Sacramento resolves $270,000 code enforcement case. It centered on a Curtis Park hot tub
The city of Sacramento has resolved a set of lawsuits in which it sought more than $270,000 in fines and penalties from a a Curtis Park homeowner who installed a hot tub in a side yard.
The case, which played out in three separate lawsuits, was one of Sacramento’s most expensive pending code enforcement actions.
The bill began racking up in spring 2019, when the city started charging Robin Brewer at least $250 a day in code violations for installing the hot tub and fence in her side yard that abuts Curtis Park without permits, her attorney Daniel O’Donnell told The Sacramento Bee previously.
The city in April 2019 sued Brewer in Sacramento Superior Court, and Brewer, an attorney for the state Department of Water Resources, in 2020 filed a counter suit. Brewer’s lawsuit alleged the city had told her she did not need permits for the hot tub, then after she installed it, said she did need them.
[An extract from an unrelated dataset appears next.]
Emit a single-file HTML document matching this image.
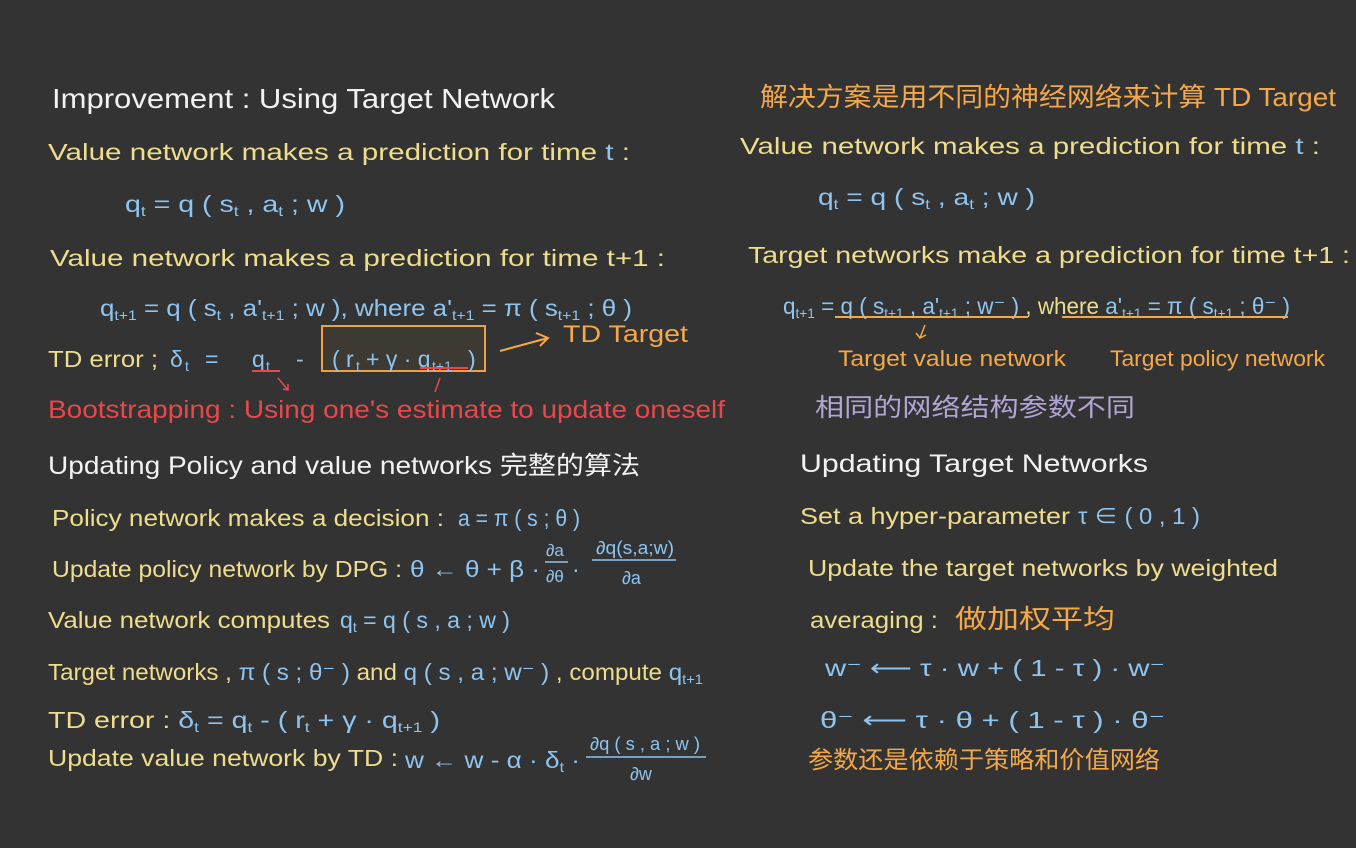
<!DOCTYPE html>
<html><head><meta charset="utf-8"><style>
html,body{margin:0;padding:0;background:#333333;}
svg{display:block}
text{font-family:"Liberation Sans","Noto Sans CJK SC",sans-serif;font-size:23px;}
.w{fill:#f2f2f2}.y{fill:#eedd8c}.b{fill:#8ec4f0}.o{fill:#f4a84a}.r{fill:#e8484a}.p{fill:#b4a4d4}
</style></head><body>
<svg width="1356" height="848" viewBox="0 0 1356 848" xmlns="http://www.w3.org/2000/svg">
<rect width="1356" height="848" fill="#333333"/>
<!-- Left column -->
<text x="52" y="108" class="w" style="font-size:28px" textLength="503" lengthAdjust="spacingAndGlyphs">Improvement : Using Target Network</text>
<text x="48" y="160" class="y" textLength="582" lengthAdjust="spacingAndGlyphs">Value network makes a prediction for time <tspan class="b">t</tspan> :</text>
<text x="125" y="212" class="b" textLength="220" lengthAdjust="spacingAndGlyphs">q<tspan font-size="14" dy="4">t</tspan><tspan dy="-4"> = q ( s</tspan><tspan font-size="14" dy="4">t</tspan><tspan dy="-4"> , a</tspan><tspan font-size="14" dy="4">t</tspan><tspan dy="-4"> ; w )</tspan></text>
<text x="50" y="266" class="y" textLength="615" lengthAdjust="spacingAndGlyphs">Value network makes a prediction for time t+1 :</text>
<text x="100" y="316" class="b" textLength="532" lengthAdjust="spacingAndGlyphs">q<tspan font-size="14" dy="4">t+1</tspan><tspan dy="-4"> = q ( s</tspan><tspan font-size="14" dy="4">t</tspan><tspan dy="-4"> , a'</tspan><tspan font-size="14" dy="4">t+1</tspan><tspan dy="-4"> ; w ), where a'</tspan><tspan font-size="14" dy="4">t+1</tspan><tspan dy="-4"> = π ( s</tspan><tspan font-size="14" dy="4">t+1</tspan><tspan dy="-4"> ; θ )</tspan></text>
<rect x="322" y="326" width="163" height="45" fill="#3d3a33" stroke="#f0a040" stroke-width="2"/>
<text x="48" y="367" class="y" textLength="110" lengthAdjust="spacingAndGlyphs">TD error ;</text>
<text x="170" y="367" class="b">δ</text>
<text x="185" y="371" class="b" style="font-size:14px">t</text>
<text x="205" y="367" class="b">=</text>
<text x="252" y="367" class="b">q</text>
<text x="266" y="371" class="b" style="font-size:14px">t</text>
<text x="296" y="367" class="b">-</text>
<text x="332" y="367" class="b">( r</text>
<text x="356" y="371" class="b" style="font-size:14px">t</text>
<text x="366" y="367" class="b">+ γ · q</text>
<text x="432" y="371" class="b" style="font-size:14px">t+1</text>
<text x="468" y="367" class="b">)</text>
<line x1="252" y1="371" x2="280" y2="371" stroke="#e8484a" stroke-width="2"/>
<line x1="420" y1="368" x2="468" y2="368" stroke="#e8484a" stroke-width="2"/>
<path d="M278 378 L288 390 M283 389 L288 390 L288 384" stroke="#e8484a" stroke-width="1.5" fill="none"/>
<path d="M440 378 L435 392" stroke="#e8484a" stroke-width="1.5" fill="none"/>
<path d="M500 351 L548 338 M536 333 L548 338 L540 346" stroke="#f4a84a" stroke-width="2" fill="none"/>
<text x="563" y="342" class="o" style="font-size:24px" textLength="125" lengthAdjust="spacingAndGlyphs">TD Target</text>
<text x="48" y="418" class="r" style="font-size:25px" textLength="677" lengthAdjust="spacingAndGlyphs">Bootstrapping : Using one's estimate to update oneself</text>
<text x="48" y="474" class="w" style="font-size:25px" textLength="592" lengthAdjust="spacingAndGlyphs">Updating Policy and value networks 完整的算法</text>
<text x="52" y="526" class="y" textLength="392" lengthAdjust="spacingAndGlyphs">Policy network makes a decision :</text>
<text x="458" y="526" class="b" textLength="122" lengthAdjust="spacingAndGlyphs">a = π ( s ; θ )</text>
<text x="52" y="577" class="y" textLength="350" lengthAdjust="spacingAndGlyphs">Update policy network by DPG :</text>
<text x="410" y="577" class="b" textLength="130" lengthAdjust="spacingAndGlyphs">θ ← θ + β ·</text>
<text x="546" y="556" class="b" style="font-size:17px">∂a</text>
<line x1="545" y1="562" x2="568" y2="562" stroke="#8ec4f0" stroke-width="1.5"/>
<text x="546" y="582" class="b" style="font-size:17px">∂θ</text>
<text x="572" y="577" class="b">·</text>
<text x="596" y="554" class="b" style="font-size:18px" textLength="78" lengthAdjust="spacingAndGlyphs">∂q(s,a;w)</text>
<line x1="592" y1="560" x2="676" y2="560" stroke="#8ec4f0" stroke-width="1.5"/>
<text x="622" y="584" class="b" style="font-size:18px">∂a</text>
<text x="48" y="628" class="y" textLength="282" lengthAdjust="spacingAndGlyphs">Value network computes</text>
<text x="340" y="628" class="b" textLength="170" lengthAdjust="spacingAndGlyphs">q<tspan font-size="14" dy="4">t</tspan><tspan dy="-4"> = q ( s , a ; w )</tspan></text>
<text x="48" y="680" class="y" textLength="655" lengthAdjust="spacingAndGlyphs">Target networks , <tspan class="b">π ( s ; θ⁻ )</tspan> and <tspan class="b">q ( s , a ; w⁻ )</tspan> , compute <tspan class="b">q</tspan><tspan class="b" font-size="14" dy="4">t+1</tspan></text>
<text x="48" y="728" class="y" textLength="392" lengthAdjust="spacingAndGlyphs">TD error : <tspan class="b">δ</tspan><tspan class="b" font-size="14" dy="4">t</tspan><tspan class="b" dy="-4"> = q</tspan><tspan class="b" font-size="14" dy="4">t</tspan><tspan class="b" dy="-4"> - ( r</tspan><tspan class="b" font-size="14" dy="4">t</tspan><tspan class="b" dy="-4"> + γ · q</tspan><tspan class="b" font-size="14" dy="4">t+1</tspan><tspan class="b" dy="-4"> )</tspan></text>
<text x="48" y="766" class="y" textLength="350" lengthAdjust="spacingAndGlyphs">Update value network by TD :</text>
<text x="405" y="768" class="b" textLength="175" lengthAdjust="spacingAndGlyphs">w ← w - α · δ<tspan font-size="14" dy="4">t</tspan><tspan dy="-4"> ·</tspan></text>
<text x="590" y="750" class="b" style="font-size:18px" textLength="110" lengthAdjust="spacingAndGlyphs">∂q ( s , a ; w )</text>
<line x1="586" y1="757" x2="706" y2="757" stroke="#8ec4f0" stroke-width="1.5"/>
<text x="630" y="780" class="b" style="font-size:18px">∂w</text>
<!-- Right column -->
<text x="760" y="106" class="o" style="font-size:26px" textLength="576" lengthAdjust="spacingAndGlyphs">解决方案是用不同的神经网络来计算 TD Target</text>
<text x="740" y="154" class="y" textLength="580" lengthAdjust="spacingAndGlyphs">Value network makes a prediction for time <tspan class="b">t</tspan> :</text>
<text x="818" y="205" class="b" textLength="217" lengthAdjust="spacingAndGlyphs">q<tspan font-size="14" dy="4">t</tspan><tspan dy="-4"> = q ( s</tspan><tspan font-size="14" dy="4">t</tspan><tspan dy="-4"> , a</tspan><tspan font-size="14" dy="4">t</tspan><tspan dy="-4"> ; w )</tspan></text>
<text x="748" y="263" class="y" textLength="602" lengthAdjust="spacingAndGlyphs">Target networks make a prediction for time t+1 :</text>
<text x="783" y="314" class="b" textLength="507" lengthAdjust="spacingAndGlyphs">q<tspan font-size="14" dy="4">t+1</tspan><tspan dy="-4"> = q ( s</tspan><tspan font-size="14" dy="4">t+1</tspan><tspan dy="-4"> , a'</tspan><tspan font-size="14" dy="4">t+1</tspan><tspan dy="-4"> ; w⁻ ) </tspan><tspan class="y">, where</tspan><tspan> a'</tspan><tspan font-size="14" dy="4">t+1</tspan><tspan dy="-4"> = π ( s</tspan><tspan font-size="14" dy="4">t+1</tspan><tspan dy="-4"> ; θ⁻ )</tspan></text>
<line x1="835" y1="317" x2="1028" y2="317" stroke="#f4a84a" stroke-width="2"/>
<line x1="1062" y1="317" x2="1288" y2="317" stroke="#f4a84a" stroke-width="2"/>
<path d="M925 325 L920 338 M916 333 L920 338 L926 335" stroke="#f4a84a" stroke-width="1.5" fill="none"/>
<text x="838" y="366" class="o" style="font-size:22px" textLength="228" lengthAdjust="spacingAndGlyphs">Target value network</text>
<text x="1110" y="366" class="o" style="font-size:22px" textLength="215" lengthAdjust="spacingAndGlyphs">Target policy network</text>
<text x="815" y="416" class="p" style="font-size:25px" textLength="320" lengthAdjust="spacingAndGlyphs">相同的网络结构参数不同</text>
<text x="800" y="472" class="w" style="font-size:25px" textLength="348" lengthAdjust="spacingAndGlyphs">Updating Target Networks</text>
<text x="800" y="524" class="y" textLength="270" lengthAdjust="spacingAndGlyphs">Set a hyper-parameter</text>
<text x="1078" y="524" class="b" textLength="122" lengthAdjust="spacingAndGlyphs">τ ∈ ( 0 , 1 )</text>
<text x="808" y="576" class="y" textLength="470" lengthAdjust="spacingAndGlyphs">Update the target networks by weighted</text>
<text x="810" y="628" class="y" textLength="128" lengthAdjust="spacingAndGlyphs">averaging :</text>
<text x="955" y="628" class="o" style="font-size:26px" textLength="160" lengthAdjust="spacingAndGlyphs">做加权平均</text>
<text x="825" y="676" class="b" textLength="340" lengthAdjust="spacingAndGlyphs">w⁻ ⟵ τ · w + ( 1 - τ ) · w⁻</text>
<text x="820" y="728" class="b" textLength="345" lengthAdjust="spacingAndGlyphs">θ⁻ ⟵ τ · θ + ( 1 - τ ) · θ⁻</text>
<text x="808" y="768" class="o" style="font-size:24px" textLength="352" lengthAdjust="spacingAndGlyphs">参数还是依赖于策略和价值网络</text>
</svg>
</body></html>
In October the city signed an agreement to pay Brewer $10,000, in exchange for her dropping her counter lawsuits. As part of the deal the city also agreed to drop its original suit.
Brewer agreed to obtain a permit and finish building her wall around the hot tub at the corner of East Curtis Drive and Montgomery Way, by March 15.
“This settlement agreement resolves three lawsuits,” City Attorney Susana Alcala Wood said in a statement. “The city looks forward to Ms. Brewer applying for her permits, as required by the city code, and bringing this matter to a close.”
The three lawsuits included the one the city filed against Brewer, one counter lawsuit from Brewer against the city, and another lawsuit from Brewer against then-Councilman Jay Schenirer.
The city has not dropped a similar lawsuit against another Sacramento homeowner. Retiree Daniel Altstatt, 83, whom the city sued partly for working on old cars in his fenced East Sacramento backyard, still owes $573,000 to the city.
In May, 3rd District Court of Appeal Judge Louis Mauro rejected Altstatt’s appeal, finding officials appropriately enforced city codes at his property. Worried his house could be seized, he filed a petition to the California Supreme Court, which declined to hear it. He has now filed a petition with the U.S. Supreme Court, but it is very unlikely to be heard.
Sacramento has a process by which property owners can appeal a code violation, the city blog post about Altstatt said. It also offers extensions and support with compliance plans.
Both code violation cases were launched as the result of neighbor complaints.